You'd always be there in the corner
Of this tiny little bar

My last night here for you
Same old songs, just once more
My last night here with you?
Maybe yes, maybe no
I kind of liked it your way
How you shyly placed your eyes on me
Oh did you ever know?
That I had mine on you

Darling, so there you are
With that look on your face
As if you're never hurt
As if you're never down
Shall I be the one for you
Who pinches you softly but sure
If a frown is shown then
I will know that you are no dreamer

So let me come to you
Close as I wanna be
Close enough for me
To feel your heart beating fast
And stay there as I whisper
How I love your peaceful eyes on me
Did you ever know
That I have mine on you?

Darling, so share with me
Your love if you have enough
Your tears if you're holding back
Or pain if that's what it is
How can I let you know
I'm more than the dress and the voice
Just reach me out then
You would know that you're not dreaming

Friday, April 10, 2009

(Self-)absorbed.

Sometimes I really cannot comprehend the behaviour of people, how they oh-so-freely judge people, discriminate the ones they barely know, and mock people as if it was a God-given right to them.

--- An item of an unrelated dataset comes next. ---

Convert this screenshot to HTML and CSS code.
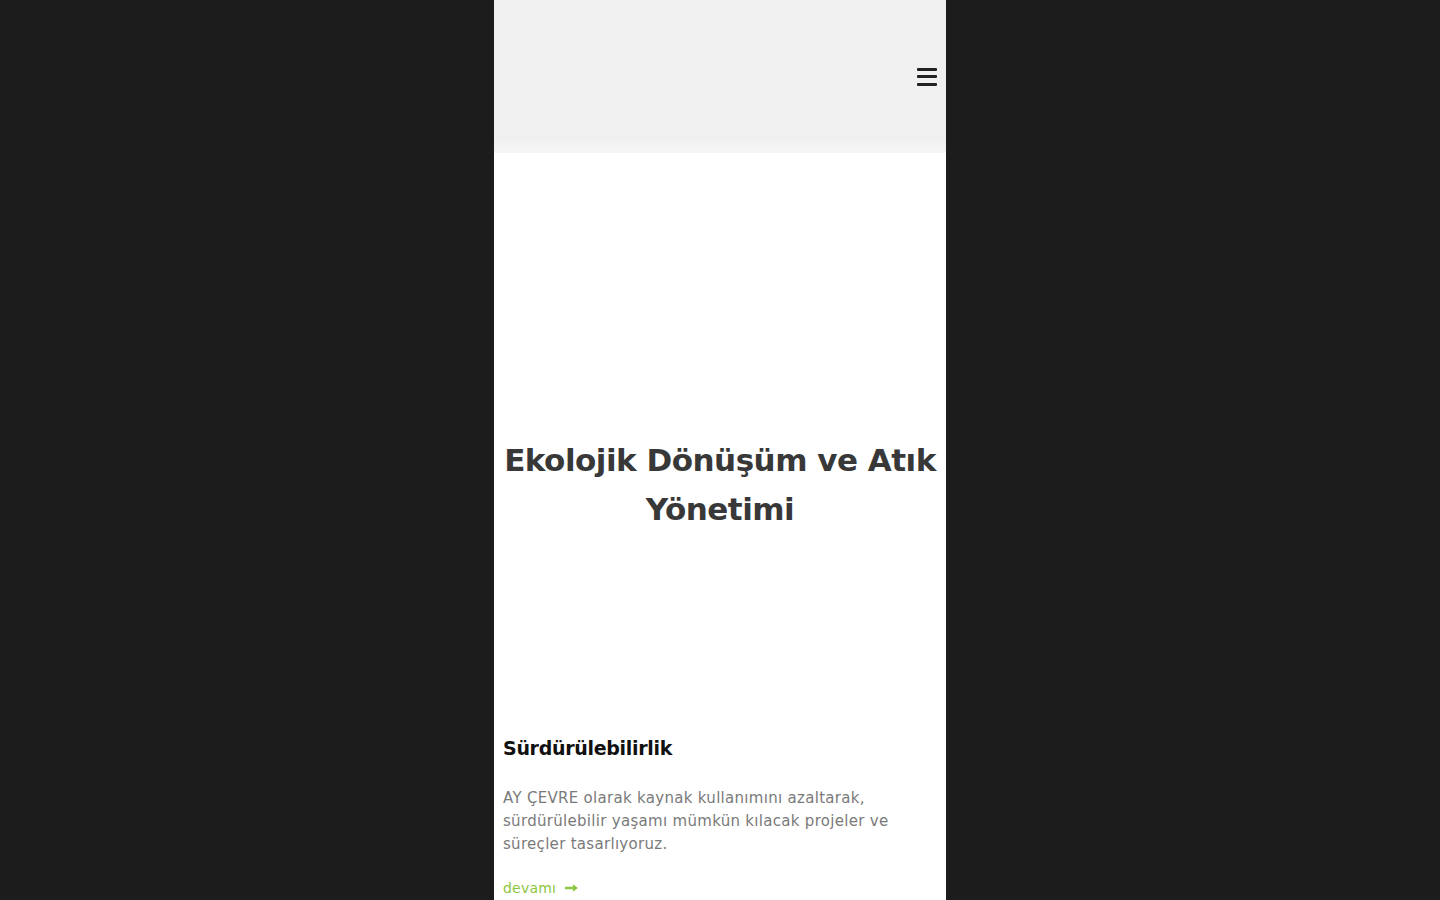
FILE: index.html
```html
<!DOCTYPE html>
<html lang="tr">
<head>
<meta charset="utf-8">
<title>AY ÇEVRE</title>
<link rel="stylesheet" href="styles.css">
</head>
<body>
<div class="page">
  <header class="header">
    <button class="menu" aria-label="Menü">
      <span></span><span></span><span></span>
    </button>
  </header>
  <section class="hero">
    <h1 class="hero-title">Ekolojik Dönüşüm ve Atık Yönetimi</h1>
  </section>
  <section class="card">
    <h2 class="card-title">Sürdürülebilirlik</h2>
    <p class="card-text">AY ÇEVRE olarak kaynak kullanımını azaltarak, sürdürülebilir yaşamı mümkün kılacak projeler ve süreçler tasarlıyoruz.</p>
    <a class="more" href="#">devamı <svg class="arrow" viewBox="0 0 14 10" width="14" height="10"><path d="M1 5H9" stroke="#8dc63f" stroke-width="2.6" stroke-linecap="round"/><path d="M8 1.2L13 5L8 8.8Z" fill="#8dc63f"/></svg></a>
  </section>
</div>
</body>
</html>
```

FILE: styles.css
```css
html, body {
  margin: 0;
  padding: 0;
  height: 100%;
}
body {
  background: #1c1c1c;
  font-family: "DejaVu Sans", "Open Sans", sans-serif;
  overflow: hidden;
}
.page {
  width: 452px;
  margin: 0 auto;
  background: #ffffff;
  min-height: 900px;
}
.header {
  height: 153px;
  background: linear-gradient(to bottom, #f0f0f0 0, #f0f0f0 140px, #f6f6f6 153px);
  display: flex;
  align-items: center;
  justify-content: flex-end;
  padding-right: 9px;
  box-sizing: border-box;
}
.menu {
  width: 20px;
  height: 18px;
  padding: 0;
  border: 0;
  background: transparent;
  display: flex;
  flex-direction: column;
  justify-content: space-between;
  cursor: pointer;
}
.menu span {
  display: block;
  height: 3px;
  background: #222;
  border-radius: 1px;
}
.hero {
  height: 570px;
  box-sizing: border-box;
  padding: 94px 6px 0;
  display: flex;
  align-items: center;
  justify-content: center;
}
.hero-title {
  margin: 0;
  text-align: center;
  font-size: 31px;
  line-height: 49px;
  font-weight: 600;
  color: #383838;
  letter-spacing: -0.5px;
}
.card {
  padding: 12px 9px 0;
}
.card-title {
  margin: 0 0 26px;
  font-size: 19px;
  line-height: 26px;
  font-weight: 600;
  color: #111;
  letter-spacing: -0.3px;
}
.card-text {
  margin: 0 0 22px;
  max-width: 400px;
  font-size: 15px;
  line-height: 23px;
  color: #7a7a7a;
  letter-spacing: 0.3px;
}
.more {
  display: inline-flex;
  align-items: center;
  color: #8dc63f;
  font-size: 14px;
  letter-spacing: 0.2px;
  text-decoration: none;
}
.arrow {
  margin-left: 9px;
}
```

Some people call this 'attitude', and praise it for that person's security of themselves, and what puts them apart from the mass, how they're much more superior than the rest, more important than the rest.

You really think so? That's no 'attitude', that's being a bloody self-absorbed ignorant kid who is so insecure that their only form of security is to point out the faults of others while putting their very own flaws in blindsight, and in it find happiness, superiority and fulfillment.

Is this how people conform to the standards and peer-pressure these days, what they do to feel that they're in their comfort zone?

Well, good job, self-absorbed shits.

Thursday, April 2, 2009

If.

What if I died today, will anybody miss me?

What if I killed somebody today, will anybody forgive me?

What if I turned to something I loathe today, will anybody save me?

Even though this is a mere fraction of my imagination, still, tell me, will anybody do all this for me?

How important is one's existence, really?